TASK DESCRIPTION:
Up to and including the line with "const wall = (code, name)", write out the listing from its first line, minus the pictures.
-- BEGIN MATERIAL --
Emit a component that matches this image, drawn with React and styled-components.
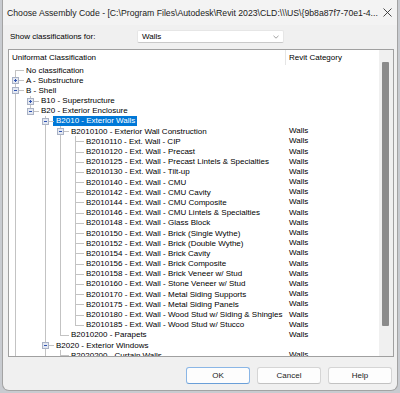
import React from "react";
import styled, { createGlobalStyle, css } from "styled-components";

const TITLE =
  "Choose Assembly Code - [C:\\Program Files\\Autodesk\\Revit 2023\\CLD:\\\\\\US\\{9b8a87f7-70e1-4...";

const wall = (code, name) => ({ level: 4, text: `${code} - Ext. Wall - ${name}`, cat: "Walls" });

const rows = [
  { level: 0, text: "No classification", conn: "top" },
  { level: 0, text: "A - Substructure", exp: "plus" },
  { level: 0, text: "B - Shell", exp: "minus" },
  { level: 1, text: "B10 - Superstructure", exp: "plus" },
  { level: 1, text: "B20 - Exterior Enclosure", exp: "minus", conn: "end" },
  { level: 2, text: "B2010 - Exterior Walls", exp: "minus", selected: true },
  { level: 3, text: "B2010100 - Exterior Wall Construction", exp: "minus", cat: "Walls" },
  wall("B2010110", "CIP"),
  wall("B2010120", "Precast"),
  wall("B2010125", "Precast Lintels & Specialties"),
  wall("B2010130", "Tilt-up"),
  wall("B2010140", "CMU"),
  wall("B2010142", "CMU Cavity"),
  wall("B2010144", "CMU Composite"),
  wall("B2010146", "CMU Lintels & Specialties"),
  wall("B2010148", "Glass Block"),
  wall("B2010150", "Brick (Single Wythe)"),
  wall("B2010152", "Brick (Double Wythe)"),
  wall("B2010154", "Brick Cavity"),
  wall("B2010156", "Brick Composite"),
  wall("B2010158", "Brick Veneer w/ Stud"),
  wall("B2010160", "Stone Veneer w/ Stud"),
  wall("B2010170", "Metal Siding Supports"),
  wall("B2010175", "Metal Siding Panels"),
  wall("B2010180", "Wood Stud w/ Siding & Shingles"),
  { ...wall("B2010185", "Wood Stud w/ Stucco"), conn: "end" },
  { level: 3, text: "B2010200 - Parapets", conn: "end", cat: "Walls" },
  { level: 2, text: "B2020 - Exterior Windows", exp: "minus" },
  { level: 3, text: "B2020200 - Curtain Walls", cat: "Walls" },
];

// levels whose siblings carry on below the visible part of the list
const CONTINUES = [0, 2, 3];

// a guide in column l runs through row i while a later sibling at level l is still to come
function guidesFor(index) {
  const row = rows[index];
  const out = [];
  for (let l = 0; l < row.level; l++) {
    let open = CONTINUES.includes(l);
    for (let j = index + 1; j < rows.length; j++) {
      if (rows[j].level === l) {
        open = true;
        break;
      }
      if (rows[j].level < l) {
        open = false;
        break;
      }
    }
    out.push(open);
  }
  return out;
}

const GlobalStyle = createGlobalStyle`
  html, body { margin: 0; padding: 0; }
  body { font-family: "Liberation Sans", Arial, sans-serif; }
`;

const Desktop = styled.div`
  width: 400px;
  height: 393px;
  box-sizing: border-box;
  padding: 0 2px 2px;
  background: #c8cbd0;
  display: flex;
`;

const Dialog = styled.div`
  flex: 1;
  display: flex;
  flex-direction: column;
  background: #f0f0f0;
  border: 1px solid #a3a3a3;
  border-top: none;
  border-radius: 0 0 7px 7px;
  overflow: hidden;
`;

const TitleBar = styled.div`
  height: 25px;
  flex: none;
  display: flex;
  align-items: center;
  padding: 0 4px 0 4px;
  background: #f3f3f3;
  color: #1b1b1b;
  font-size: 8.7px;
  white-space: nowrap;
`;

const Close = styled.svg`
  margin-left: auto;
  margin-right: 1px;
  flex: none;
`;

const Toolbar = styled.div`
  display: flex;
  align-items: center;
  padding: 5px 0 0 7px;
  height: 13px;
  font-size: 8px;
  color: #000;
`;

const FieldLabel = styled.span`
  width: 127px;
  flex: none;
`;

const Select = styled.div`
  width: 147px;
  height: 13px;
  box-sizing: border-box;
  display: flex;
  align-items: center;
  padding: 0 4px;
  background: #fff;
  border: 1px solid #e6e6e6;
  border-bottom-color: #c9c9c9;
  border-radius: 2px;
  font-size: 8px;
  svg {
    margin-left: auto;
  }
`;

const Panel = styled.div`
  margin: 6px 3px 0 5px;
  height: 308px;
  box-sizing: border-box;
  border: 1px solid #a0a0a0;
  background: #fff;
  display: grid;
  grid-template-columns: 1fr 14px;
  overflow: hidden;
`;

const List = styled.div`
  overflow: hidden;
  font-size: 8px;
  color: #000;
`;

const Cols = css`
  display: grid;
  grid-template-columns: 277px 1fr;
`;

const Header = styled.div`
  ${Cols};
  height: 15px;
  line-height: 15px;
  span {
    padding-left: 3px;
  }
  span:first-child {
    border-right: 1px solid #e5e5e5;
  }
`;

const Row = styled.div`
  ${Cols};
  height: 10.2px;
  line-height: 10px;
`;

const TreeCell = styled.div`
  display: flex;
  align-items: stretch;
  white-space: nowrap;
`;

const LINE = "#c3c3c3";

const Guide = styled.span`
  width: 15px;
  flex: none;
  position: relative;
  ${(p) =>
    p.$open &&
    css`
      &::before {
        content: "";
        position: absolute;
        left: 6px;
        top: 0;
        bottom: 0;
        width: 1px;
        background: ${LINE};
      }
    `}
`;

const Connector = styled.span`
  width: 15px;
  flex: none;
  position: relative;
  &::before {
    content: "";
    position: absolute;
    left: 6px;
    width: 1px;
    top: ${(p) => (p.$type === "top" ? "5px" : "0")};
    bottom: ${(p) => (p.$type === "end" ? "5px" : "0")};
    background: ${LINE};
  }
  &::after {
    content: "";
    position: absolute;
    left: 6px;
    top: 5px;
    width: 9px;
    height: 1px;
    background: ${LINE};
  }
`;

const Expander = styled.span`
  position: absolute;
  z-index: 1;
  left: 3px;
  top: 2px;
  width: 7px;
  height: 7px;
  box-sizing: border-box;
  border: 1px solid #aab2c4;
  background: #e3e8f2;
  &::before,
  &::after {
    content: "";
    position: absolute;
    background: #2f52b0;
  }
  &::before {
    left: 1px;
    right: 1px;
    top: 2px;
    height: 1px;
  }
  ${(p) =>
    p.$plus &&
    css`
      &::after {
        top: 1px;
        bottom: 1px;
        left: 2px;
        width: 1px;
      }
    `}
`;

const Label = styled.span`
  padding: 0 2px;
  margin-top: 0.5px;
  height: 9.5px;
  line-height: 9.5px;
  ${(p) =>
    p.$selected &&
    css`
      background: #0078d7;
      color: #fff;
      padding: 0 2px 0 3px;
      margin-left: -1px;
    `}
`;

const Category = styled.span`
  padding-left: 3px;
`;

const Scrollbar = styled.div`
  background: #f0f0f0;
  padding: 12px 0 0 3px;
`;

const Thumb = styled.div`
  width: 7px;
  height: 264px;
  background: #8b8b8b;
  border-radius: 1px;
`;

const Footer = styled.div`
  display: flex;
  justify-content: flex-end;
  gap: 7px;
  padding: 10px 5px 0 0;
`;

const Button = styled.button`
  width: 64px;
  height: 17px;
  padding: 0;
  box-sizing: border-box;
  font-family: inherit;
  font-size: 8px;
  color: #1b1b1b;
  background: #fdfdfd;
  border: 1px solid ${(p) => (p.$primary ? "#8ab6e6" : "#d5d5d5")};
  border-bottom-color: ${(p) => (p.$primary ? "#6a9fd8" : "#c2c2c2")};
  border-radius: 3px;
`;

function TreeRow({ row, index }) {
  const guides = guidesFor(index);
  return (
    <Row>
      <TreeCell>
        {guides.map((open, l) => (
          <Guide key={l} $open={open} />
        ))}
        <Connector $type={row.conn || "tee"}>
          {row.exp && <Expander $plus={row.exp === "plus"} />}
        </Connector>
        <Label $selected={row.selected}>{row.text}</Label>
      </TreeCell>
      <Category>{row.cat || ""}</Category>
    </Row>
  );
}

export default function App() {
  return (
    <>
      <GlobalStyle />
      <Desktop>
        <Dialog>
          <TitleBar>
            <span>{TITLE}</span>
            <Close width="9" height="9" viewBox="0 0 9 9">
              <path d="M0.5 0.5L8.5 8.5M8.5 0.5L0.5 8.5" stroke="#333" strokeWidth="0.9" />
            </Close>
          </TitleBar>
          <Toolbar>
            <FieldLabel>Show classifications for:</FieldLabel>
            <Select>
              <span>Walls</span>
              <svg width="6" height="4" viewBox="0 0 6 4">
                <path d="M0.5 0.8L3 3.2L5.5 0.8" fill="none" stroke="#8a8a8a" strokeWidth="0.8" />
              </svg>
            </Select>
          </Toolbar>
          <Panel>
            <List>
              <Header>
                <span>Uniformat Classification</span>
                <span>Revit Category</span>
              </Header>
              {rows.map((row, i) => (
                <TreeRow key={i} row={row} index={i} />
              ))}
            </List>
            <Scrollbar>
              <Thumb />
            </Scrollbar>
          </Panel>
          <Footer>
            <Button $primary>OK</Button>
            <Button>Cancel</Button>
            <Button>Help</Button>
          </Footer>
        </Dialog>
      </Desktop>
    </>
  );
}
-- END MATERIAL --
CORRECT OUTPUT:
Emit a component that matches this image, drawn with React and styled-components.
import React from "react";
import styled, { createGlobalStyle, css } from "styled-components";

const TITLE =
  "Choose Assembly Code - [C:\\Program Files\\Autodesk\\Revit 2023\\CLD:\\\\\\US\\{9b8a87f7-70e1-4...";

const wall = (code, name) => ({ level: 4, text: `${code} - Ext. Wall - ${name}`, cat: "Walls" });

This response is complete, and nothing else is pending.